Meğer o esnada Efendimiz hakikaten misafirlerine ikram hizmetinde bulunmakta imiş. İmdi bu nüktenin içine sığdırılmış bulunan çift katlı mananın hangisine dilerseniz deli-divane olabilirsiniz.

Bu rivayetin sahih ve hasen bir hadis olup olmadığını bilmiyorum; erbabı doğrusunu bilir, belki hadis bile değildir; lakin şu nüktenin mazmunu ne kadar da İslam'dır ve ne kadar da Efendimiz'e dairdir.

Ve Efendimiz lafzını her hatırladıkça zihnime çocukluk günlerimin yaz mevsimlerinden kalma eski bir gelenek geliyor.

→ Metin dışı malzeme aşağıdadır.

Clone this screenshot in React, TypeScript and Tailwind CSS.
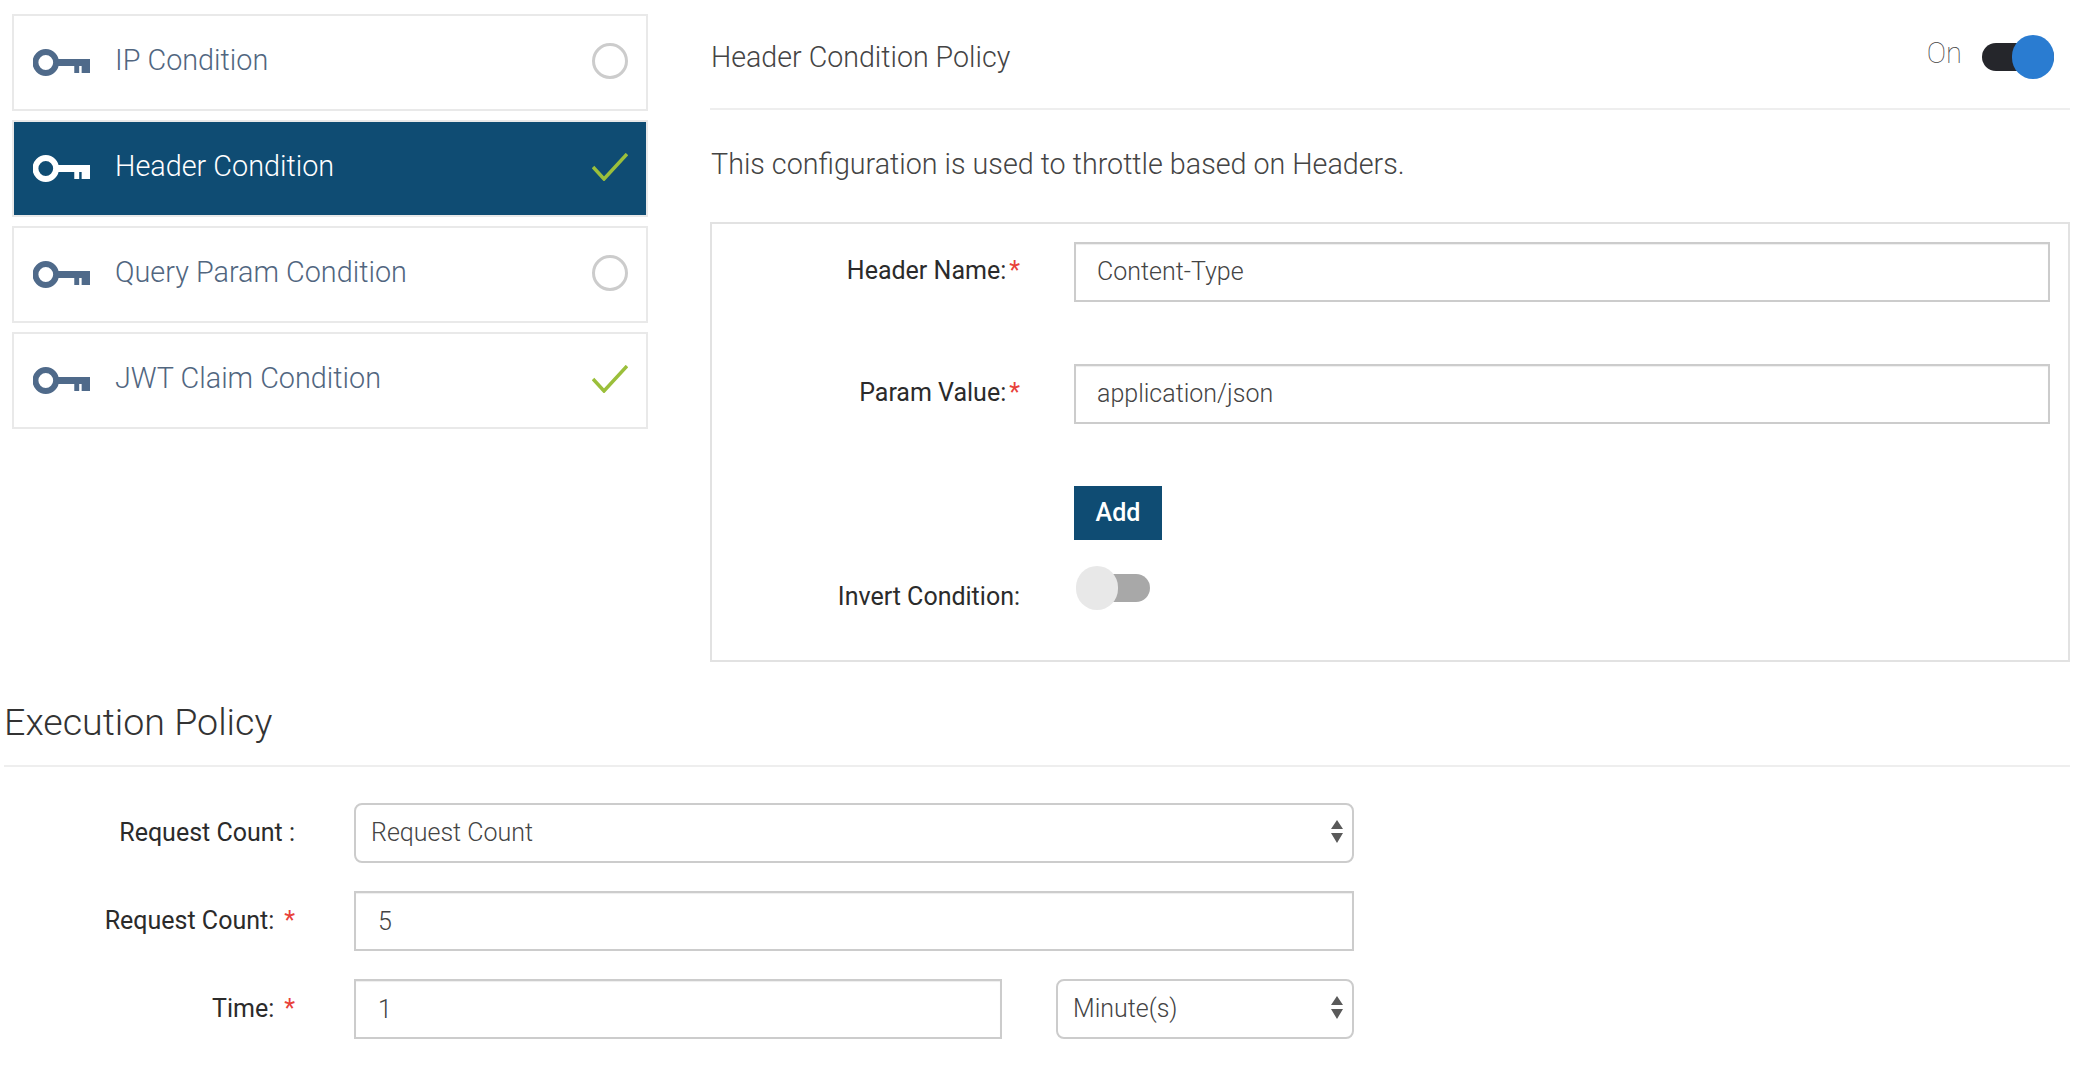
const conditions = [
  { name: 'IP Condition', done: false, active: false },
  { name: 'Header Condition', done: true, active: true },
  { name: 'Query Param Condition', done: false, active: false },
  { name: 'JWT Claim Condition', done: true, active: false },
];

function KeyIcon({ className }: { className: string }) {
  return (
    <svg viewBox="0 0 58 27" className={`w-[57px] h-[27px] shrink-0 ${className}`} fill="currentColor" preserveAspectRatio="none">
      <path fillRule="evenodd" d="M13 0a13.5 13.5 0 1 0 0 27a13.5 13.5 0 0 0 0-27zM13 6a7.500 7.500 0 1 1 0 15a7.500 7.500 0 0 1 0-15z" />
      <path d="M25 10h33v14h-8.500v-7h-2.500v7h-5v-7h-17z" />
    </svg>
  );
}

function Check() {
  return (
    <svg viewBox="0 0 36 28" className="w-9 h-7 mb-[3px]" fill="none" stroke="#9bbf3b" strokeWidth="3.5">
      <path d="M1 14l11 12L35 1" />
    </svg>
  );
}

function Arrows() {
  return (
    <svg viewBox="0 0 12 23" className="absolute right-[11px] top-[17px] w-3 h-[23px] pointer-events-none" fill="#5a5a5a">
      <path d="M6 0l6 9H0zM0 13h12l-6 10z" />
    </svg>
  );
}

function Req() {
  return <span className="text-[#e8413a]">*</span>;
}

const inputCls =
  'w-full h-[60px] border-2 border-[#cccccc] px-[21px] pb-[2px] text-[25px] font-light text-[#444] bg-white outline-none shadow-[inset_0_1px_1px_rgba(0,0,0,0.07)]';
const selectCls =
  'w-full h-[60px] appearance-none border-2 border-[#cccccc] rounded-[8px] pl-[15px] pr-8 text-[25px] font-light text-[#444] bg-white outline-none';
const labelCls = 'text-[25px] text-[#2b2b2b] text-right';

export default function App() {
  return (
    <div className="w-[2084px] h-[1074px] overflow-hidden bg-white font-['Roboto',sans-serif]">
      <div className="flex items-start pl-3 pr-[14px] pt-[14px]">
        {/* condition list */}
        <div className="w-[636px] flex flex-col gap-[9px]">
          {conditions.map((c) => (
            <div
              key={c.name}
              className={`h-[97px] border-2 border-[#e9e9e9] bg-clip-padding flex items-center pl-[19px] pr-[18px] ${
                c.active ? 'bg-[#0f4c73] text-white' : 'bg-white text-[#51667f]'
              }`}
            >
              <KeyIcon className={c.active ? 'text-white' : 'text-[#4f6a8a]'} />
              <span className="ml-[25px] mb-[3px] text-[28.8px] font-light flex-1">{c.name}</span>
              {c.done ? <Check /> : <div className="w-9 h-9 mb-[4px] rounded-full border-[3px] border-[#cccccc]" />}
            </div>
          ))}
        </div>

        {/* policy panel */}
        <div className="ml-[62px] flex-1 -mt-[14px]">
          <div className="h-[110px] pt-[5px] border-b-2 border-[#eeeeee] flex items-center justify-between">
            <span className="mt-[2px] ml-[1px] text-[28.6px] font-light text-[#444]">Header Condition Policy</span>
            <div className="flex items-center pr-4">
              <span className="mb-[5px] text-[29px] font-thin text-[#444] mr-[20px]">On</span>
              <div className="relative w-[72px] h-[28px] rounded-full bg-[#25262b]">
                <div className="absolute -right-0 -top-2 w-[42px] h-[44px] rounded-full bg-[#2a7cd1]" />
              </div>
            </div>
          </div>
          <p className="mt-[34px] mb-[38px] ml-[1px] text-[28.7px] leading-[40px] font-light text-[#444]">
            This configuration is used to throttle based on Headers.
          </p>
          <div className="h-[440px] border-2 border-[#e2e2e2] pt-[18px] pr-[18px] grid grid-cols-[308px_1fr] gap-x-[54px] content-start">
            <label className={`${labelCls} h-[60px] leading-[57px]`}>
              Header Name:<span className="ml-[3px]"><Req /></span>
            </label>
            <input className={inputCls} defaultValue="Content-Type" readOnly />
            <label className={`${labelCls} mt-[62px] h-[60px] leading-[57px]`}>
              Param Value:<span className="ml-[3px]"><Req /></span>
            </label>
            <input className={`${inputCls} mt-[62px]`} defaultValue="application/json" readOnly />
            <div />
            <div className="mt-[62px]">
              <button className="w-[88px] h-[54px] bg-[#0f4c73] text-white text-[25px] font-medium">Add</button>
            </div>
            <label className={`${labelCls} mt-[38px]`}>Invert Condition:</label>
            <div className="mt-[26px] ml-[2px] relative w-[74px] h-[44px]">
              <div className="absolute right-0 top-2 w-[50px] h-[28px] rounded-r-full bg-[#a8a8a8]" />
              <div className="absolute left-0 top-0 w-[42px] h-[44px] rounded-full bg-[#e8e8e8]" />
            </div>
          </div>
        </div>
      </div>

      {/* execution policy */}
      <div className="ml-1 mr-[14px] mt-[38px] h-[67px] border-b-2 border-[#eeeeee]">
        <h2 className="text-[37.6px] leading-[44px] font-light text-[#333]">Execution Policy</h2>
      </div>
      <div className="mt-[36px] ml-[10px] w-[1344px] grid grid-cols-[285px_1fr] gap-x-[59px] gap-y-[28px]">
        <label className={`${labelCls} leading-[59px]`}>Request Count :</label>
        <div className="relative">
          <select className={selectCls} defaultValue="Request Count">
            <option>Request Count</option>
          </select>
          <Arrows />
        </div>
        <label className={`${labelCls} leading-[59px]`}>
          Request Count:<span className="ml-[10px]"><Req /></span>
        </label>
        <input className={`${inputCls} !pl-[22px] !pb-0`} defaultValue="5" readOnly />
        <label className={`${labelCls} leading-[59px]`}>
          Time:<span className="ml-[10px]"><Req /></span>
        </label>
        <div className="flex justify-between">
          <input className={`${inputCls} !pl-[22px] !pb-0 !w-[648px]`} defaultValue="1" readOnly />
          <div className="relative w-[298px]">
            <select className={selectCls} defaultValue="Minute(s)">
              <option>Minute(s)</option>
            </select>
            <Arrows />
          </div>
        </div>
      </div>
    </div>
  );
}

Eskiden düğünden sonra damatları akşamla yatsı arasında düğüne katılanlarla birlikte camie götürürlerdi ve iki vakit arasında mevlid-i şerif kıraat edilirdi. Cemaatle yatsı eda olunduktan sonra davetliler mescit önünde, yarıdan kesilerek bir sopa parçasının ucuna çiviyle tutturulmuş konserve tenekelerinden mürekkep meşaleleri ellerine alırlar, teneke kutunun dibine yarım paket tütün ufalanır, üstüne bir çimdik gazyağı dökülür ve tutuşturulduktan sonra pek hoş bir düğün alayı tertip edilirdi. Ilık bir yaz gecesinin tenha yoksul sokakları lacivert atlasıyla teslim aldığı o eşref saatlerde, meşalelerle düğün evine doğru yola koyulan kalabalık içinde, evvela sesi gür ve güzel birisin başlayıp bilahare cemaatin iştirak ettiği o güzel ilahi hâlâ kulaklarımdadır;

Efendim senin yoluna yana yana kül olalım

İşte bu Efendim lafzının lacivert atlas üstünde altın ibrişim gibi parıldayan intibaıdır belki, ne zaman sevgili ağabeyim Doğan Erdinç'le bir araya gelip eskilerden meşke başlasak, bu güzel ilahiyi mutlaka hocanın güzel sesinden dinlemek isterim. Kutlu Doğum Haftası münasebetiyle, Efendimize gönül ve fikir bağlayan herkesi tebrik ederim; kutlu ve mutlu olsun!

(*) Rahmetli Necip Fâzıl Bey, Efendimiz'e karşı duyduğu edep ve hayâ saikiyle kitaplarında onun has ismini alenen yazmazdı. Doğrusu yazı tekniği itibariyle darda kalmadıkça ben de bu usûlü taklidi muvafık buluyorum. Ondan bahsedince sadece 'Efendimiz' demek bana daha sıcak, zengin tedâili ve külfetsiz görünüyor.